What category, then, does The Medium fall into? I contacted developers Bloober Team to understand what’s happened on their end, and I’ve also emailed Microsoft given the role they’ve taken in promoting The Medium so heavily. Microsoft’s support will be needed if The Medium is going to get a physical release in Australia, so I’ve also asked what the situation is on that front, and whether they’re working with Bloober Team to ensure the game will be classified ahead of release.

Bloober Team responded to queries last week, saying via a representative that the developers would be “working on that tomorrow and on Thursday”. I emailed again asking for an update, but heard nothing back, and had no further reply at the beginning of this week when I asked for clarification. Microsoft, when contacted, referred all inquiries to Bloober Team.

The Classification Board didn’t directly classify The Medium, but they did get back to me with some information around its listing. The game was classified on July 6 through the online IARC tool, although rulings through IARC have the same legal force as a classification from the Board themselves. (That said, mistakes on online forms happen frequently, and Bloober Team wouldn’t be the first developer to mess up their IARC form.)

A representative from the department added:

As of 28 October 2020, the Classification Board has not received an application for any physical game by the title The Medium.

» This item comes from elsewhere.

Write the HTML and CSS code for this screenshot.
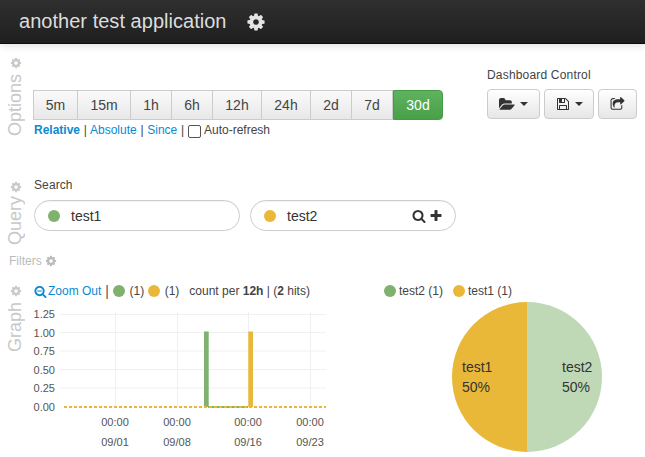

That part’s interesting, if only because the Xbox Series X and S don’t have that many console exclusives for the launch window. The Medium is launching on PC too, but it seems odd that The Medium wouldn’t be getting a physical release to help boost the Xbox’s retail presence in those final weeks leading up to Christmas. (That said, this was all before Cyberpunk 2077 was delayed to December 10, and you can imagine Bloober Team would be thinking about a delay of their own.)

Now, it has to be stressed that the refused classification rating isn’t the end of the story. We’ve seen multiple times over the last few years when a RC rating was generated by a poorly-filled out IARC form, and not for any actual problems with the game’s content. In other instances, there are genuine clashes with Australia’s classification guidelines, but those are generally resolved with some minor tweaks. Wasteland 3 is the most recent example of that, but a more apt example could be Outlast 2, which was rated R18+ locally after a scene featuring depictions of sexual violence was removed.

Bloober Team’s horror games in the past have been more psychological horror than gore, sex and blood. So I think The Medium will probably be fine one way or another. Games like Cyberpunk 2077 can get rated R18+ without any fault, and as strict as the guidelines are compared to other countries, developers have found plenty of ways to fit into the R18+ guidelines.

That doesn’t mean Australia’s classification guidelines don’t require changing — they absolutely do, and will be. But we’re still in the dark as to what The Medium needs to do precisely. Hopefully we’ll find out from Bloober Team about whether they genuinely fell afoul of Australian guidelines, if it’s just a small change that won’t affect the end experience, or something as simple as an administrative error. Fingers crossed it’s the latter and more of a Crusader Kings 3-type situation, but for now, the RC rating sticks.

Comments

  • I’m curious as to what got it RC based off the IARC submission, given the two killers of submissions tend to be sex and drugs. Rock and roll is fine tho.

    With Outlast 2, the scene in question was one that wasn’t intended to be part of the final build but accidentally found its way into the version that the OFLC ended up with.

    Omega Labyrinth Z fell foul due to the OFLC banning A cups (its illegal to have a petite figure in either porn or fanservice in Australia) with the added hilarity of the uncensored sequel being given the A-Ok on Switch, which ramped things up further in D3’s double bird towards Sony’s censorship policies.

    • Banning A cups? That’s not true. It was a number of factors that combined were considered the depiction of a character as a minor.

    • How did the Outlast 2 thing even happen? They have to present the game with it’s most controversial bits. They don’t have members play though the whole game or anything.

    • Yeah. It’s an absolute disgrace that video games are singled out for tighter restrictions than film and literature.

      • At the same time, there is no classification option for film that is as cheap and accessible as IARC is for games.

        If the developers were to contract a local consultant to either help them fill out the IARC survey or prepare a traditional submission, that would be closer to parity with other mediums.

  • Sense the series x and s has similar settings to xbox one ( go to settings change region to US with gamepass makes it easier downloads real version) the board is always behind the times they have become irrelevant in the digital age of video games

    • No one at the ACB has looked at this game: it’s an automatic classification based on the IARC survey the developer filled out.

  • ( go to settings change region to US with gamepass makes it easier downloads real version) the board is always behind the times they have become irrelevant in the digital age of video games

  • “DayZ‘s attempt to add weed was met with a much firmer ban, one that resulted in the game being pulled from Steam before it was eventually modified worldwide.”

    And yet they’re fine with alcohol, one of the most destructive drugs on the planet. As if we ever needed more proof of just how f****** stupid our government and classification systems are.